--- Start Materials provided ---

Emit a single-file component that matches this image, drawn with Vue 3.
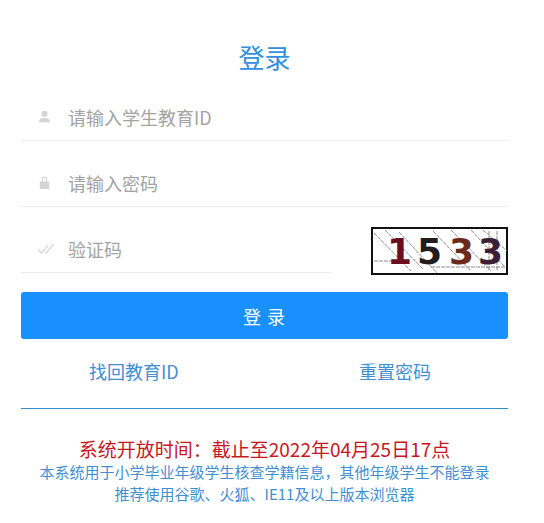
<script setup>
const noise = [
  'M3 6 L40 44', 'M14 3 L52 42', 'M28 5 L66 46', 'M62 4 L100 44', 'M80 3 L120 44', 'M100 3 L134 40',
  'M112 3 L136 24', 'M3 34 L30 34', 'M60 40 L134 40', 'M118 4 L118 44', 'M126 4 L126 44'
]
const digits = [
  { text: '1', x: 16, color: '#6d0d22' },
  { text: '5', x: 46, color: '#221c1c' },
  { text: '3', x: 78, color: '#6a2a1c' },
  { text: '3', x: 107, color: '#3c2038' }
]
</script>

<template>
  <main class="login">
    <h1 class="title">登录</h1>

    <div class="field">
      <svg class="icon" viewBox="0 0 16 16" aria-hidden="true">
        <circle cx="8" cy="5" r="3.2" />
        <path d="M2 14 C2 10.6 5 9.6 8 9.6 C11 9.6 14 10.6 14 14 Z" />
      </svg>
      <span class="placeholder">请输入学生教育ID</span>
    </div>

    <div class="field">
      <svg class="icon" viewBox="0 0 16 16" aria-hidden="true">
        <path d="M3 7 H13 V15 H3 Z M5 7 V4.6 C5 2.8 6.3 1.6 8 1.6 C9.7 1.6 11 2.8 11 4.6 V7 H9.8 V4.6 C9.8 3.6 9 2.9 8 2.9 C7 2.9 6.2 3.6 6.2 4.6 V7 Z" />
      </svg>
      <span class="placeholder">请输入密码</span>
    </div>

    <div class="captcha-row">
      <div class="field captcha-field">
        <svg class="icon check" viewBox="0 0 18 12" aria-hidden="true">
          <path d="M1 7 L4.5 10.5 L11 3" />
          <path d="M8 9.5 L9 10.5 L16.5 2" />
        </svg>
        <span class="placeholder">验证码</span>
      </div>
      <svg class="captcha" viewBox="0 0 137 48" role="img" aria-label="验证码图片">
        <rect x="1" y="1" width="135" height="46" fill="#fff" stroke="#111" stroke-width="2" />
        <path v-for="(line, i) in noise" :key="i" :d="line" class="noise" />
        <text
          v-for="(digit, i) in digits"
          :key="i"
          :x="digit.x"
          y="37"
          :fill="digit.color"
          class="digit"
        >{{ digit.text }}</text>
      </svg>
    </div>

    <button class="submit" type="button">登 录</button>

    <nav class="links">
      <a>找回教育ID</a>
      <a>重置密码</a>
    </nav>

    <footer class="notes">
      <p class="open-time">系统开放时间：截止至2022年04月25日17点</p>
      <p class="note">本系统用于小学毕业年级学生核查学籍信息，其他年级学生不能登录</p>
      <p class="note">推荐使用谷歌、火狐、IE11及以上版本浏览器</p>
    </footer>
  </main>
</template>

<style scoped>
.login {
  box-sizing: border-box;
  width: 544px;
  height: 523px;
  padding: 0 36px 0 21px;
  background: #fff;
  font-family: "Noto Sans CJK SC", "Noto Sans", sans-serif;
  overflow: hidden;
}
.title {
  margin: 0;
  padding-top: 39px;
  height: 75px;
  box-sizing: content-box;
  height: 36px;
  line-height: 36px;
  font-size: 26px;
  font-weight: 400;
  text-align: center;
  color: #2f8fe0;
}
.field {
  display: flex;
  align-items: center;
  box-sizing: border-box;
  height: 66px;
  padding: 18px 0 0 16px;
  border-bottom: 1px solid #ececec;
}
.icon {
  width: 15px;
  height: 15px;
  margin-right: 16px;
  fill: #d4d4d4;
  flex: none;
}
.check {
  fill: none;
  stroke: #d8d8d8;
  stroke-width: 1.4;
  width: 18px;
  margin-right: 13px;
}
.placeholder {
  font-size: 18px;
  color: #a3a3a3;
}
.captcha-row {
  display: flex;
  align-items: flex-end;
  justify-content: space-between;
}
.captcha-field {
  width: 311px;
}
.captcha {
  width: 137px;
  height: 48px;
  margin-bottom: -2px;
  display: block;
}
.noise {
  stroke: #8c8c8c;
  stroke-width: 1;
  stroke-dasharray: 4 1;
  fill: none;
}
.digit {
  font-family: "DejaVu Sans", sans-serif;
  font-size: 36px;
  font-weight: 700;
}
.submit {
  display: block;
  width: 100%;
  height: 47px;
  margin-top: 19px;
  border: 0;
  border-radius: 3px;
  background: #1890ff;
  color: #fff;
  font-family: inherit;
  font-size: 18px;
  letter-spacing: 1px;
  padding: 0;
}
.links {
  display: flex;
  justify-content: space-between;
  height: 70px;
  padding: 19px 77px 0 68px;
  box-sizing: border-box;
  border-bottom: 1px solid #2f8fd0;
  font-size: 18px;
  line-height: 26px;
  color: #3f8fd2;
}
.notes {
  padding-top: 28px;
  text-align: center;
}
.notes p {
  margin: 0;
}
.open-time {
  font-size: 19px;
  line-height: 24px;
  color: #c8161d;
}
.note {
  font-size: 15px;
  line-height: 22px;
  color: #3f8fd2;
}
</style>
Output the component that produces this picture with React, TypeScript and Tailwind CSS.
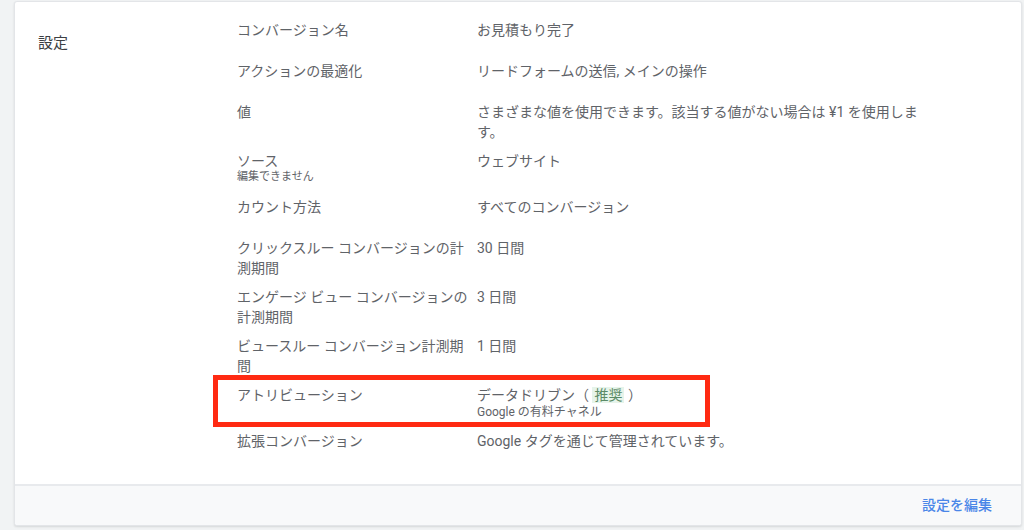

--- End Materials provided ---

**What is expected**: Every entry should be returned exactly as written, minus the pictures.

**Task answer**:
Emit a single-file component that matches this image, drawn with Vue 3.
<script setup>
const noise = [
  'M3 6 L40 44', 'M14 3 L52 42', 'M28 5 L66 46', 'M62 4 L100 44', 'M80 3 L120 44', 'M100 3 L134 40',
  'M112 3 L136 24', 'M3 34 L30 34', 'M60 40 L134 40', 'M118 4 L118 44', 'M126 4 L126 44'
]
const digits = [
  { text: '1', x: 16, color: '#6d0d22' },
  { text: '5', x: 46, color: '#221c1c' },
  { text: '3', x: 78, color: '#6a2a1c' },
  { text: '3', x: 107, color: '#3c2038' }
]
</script>

<template>
  <main class="login">
    <h1 class="title">登录</h1>

    <div class="field">
      <svg class="icon" viewBox="0 0 16 16" aria-hidden="true">
        <circle cx="8" cy="5" r="3.2" />
        <path d="M2 14 C2 10.6 5 9.6 8 9.6 C11 9.6 14 10.6 14 14 Z" />
      </svg>
      <span class="placeholder">请输入学生教育ID</span>
    </div>

    <div class="field">
      <svg class="icon" viewBox="0 0 16 16" aria-hidden="true">
        <path d="M3 7 H13 V15 H3 Z M5 7 V4.6 C5 2.8 6.3 1.6 8 1.6 C9.7 1.6 11 2.8 11 4.6 V7 H9.8 V4.6 C9.8 3.6 9 2.9 8 2.9 C7 2.9 6.2 3.6 6.2 4.6 V7 Z" />
      </svg>
      <span class="placeholder">请输入密码</span>
    </div>

    <div class="captcha-row">
      <div class="field captcha-field">
        <svg class="icon check" viewBox="0 0 18 12" aria-hidden="true">
          <path d="M1 7 L4.5 10.5 L11 3" />
          <path d="M8 9.5 L9 10.5 L16.5 2" />
        </svg>
        <span class="placeholder">验证码</span>
      </div>
      <svg class="captcha" viewBox="0 0 137 48" role="img" aria-label="验证码图片">
        <rect x="1" y="1" width="135" height="46" fill="#fff" stroke="#111" stroke-width="2" />
        <path v-for="(line, i) in noise" :key="i" :d="line" class="noise" />
        <text
          v-for="(digit, i) in digits"
          :key="i"
          :x="digit.x"
          y="37"
          :fill="digit.color"
          class="digit"
        >{{ digit.text }}</text>
      </svg>
    </div>

    <button class="submit" type="button">登 录</button>

    <nav class="links">
      <a>找回教育ID</a>
      <a>重置密码</a>
    </nav>

    <footer class="notes">
      <p class="open-time">系统开放时间：截止至2022年04月25日17点</p>
      <p class="note">本系统用于小学毕业年级学生核查学籍信息，其他年级学生不能登录</p>
      <p class="note">推荐使用谷歌、火狐、IE11及以上版本浏览器</p>
    </footer>
  </main>
</template>

<style scoped>
.login {
  box-sizing: border-box;
  width: 544px;
  height: 523px;
  padding: 0 36px 0 21px;
  background: #fff;
  font-family: "Noto Sans CJK SC", "Noto Sans", sans-serif;
  overflow: hidden;
}
.title {
  margin: 0;
  padding-top: 39px;
  height: 75px;
  box-sizing: content-box;
  height: 36px;
  line-height: 36px;
  font-size: 26px;
  font-weight: 400;
  text-align: center;
  color: #2f8fe0;
}
.field {
  display: flex;
  align-items: center;
  box-sizing: border-box;
  height: 66px;
  padding: 18px 0 0 16px;
  border-bottom: 1px solid #ececec;
}
.icon {
  width: 15px;
  height: 15px;
  margin-right: 16px;
  fill: #d4d4d4;
  flex: none;
}
.check {
  fill: none;
  stroke: #d8d8d8;
  stroke-width: 1.4;
  width: 18px;
  margin-right: 13px;
}
.placeholder {
  font-size: 18px;
  color: #a3a3a3;
}
.captcha-row {
  display: flex;
  align-items: flex-end;
  justify-content: space-between;
}
.captcha-field {
  width: 311px;
}
.captcha {
  width: 137px;
  height: 48px;
  margin-bottom: -2px;
  display: block;
}
.noise {
  stroke: #8c8c8c;
  stroke-width: 1;
  stroke-dasharray: 4 1;
  fill: none;
}
.digit {
  font-family: "DejaVu Sans", sans-serif;
  font-size: 36px;
  font-weight: 700;
}
.submit {
  display: block;
  width: 100%;
  height: 47px;
  margin-top: 19px;
  border: 0;
  border-radius: 3px;
  background: #1890ff;
  color: #fff;
  font-family: inherit;
  font-size: 18px;
  letter-spacing: 1px;
  padding: 0;
}
.links {
  display: flex;
  justify-content: space-between;
  height: 70px;
  padding: 19px 77px 0 68px;
  box-sizing: border-box;
  border-bottom: 1px solid #2f8fd0;
  font-size: 18px;
  line-height: 26px;
  color: #3f8fd2;
}
.notes {
  padding-top: 28px;
  text-align: center;
}
.notes p {
  margin: 0;
}
.open-time {
  font-size: 19px;
  line-height: 24px;
  color: #c8161d;
}
.note {
  font-size: 15px;
  line-height: 22px;
  color: #3f8fd2;
}
</style>
Output the component that produces this picture with React, TypeScript and Tailwind CSS.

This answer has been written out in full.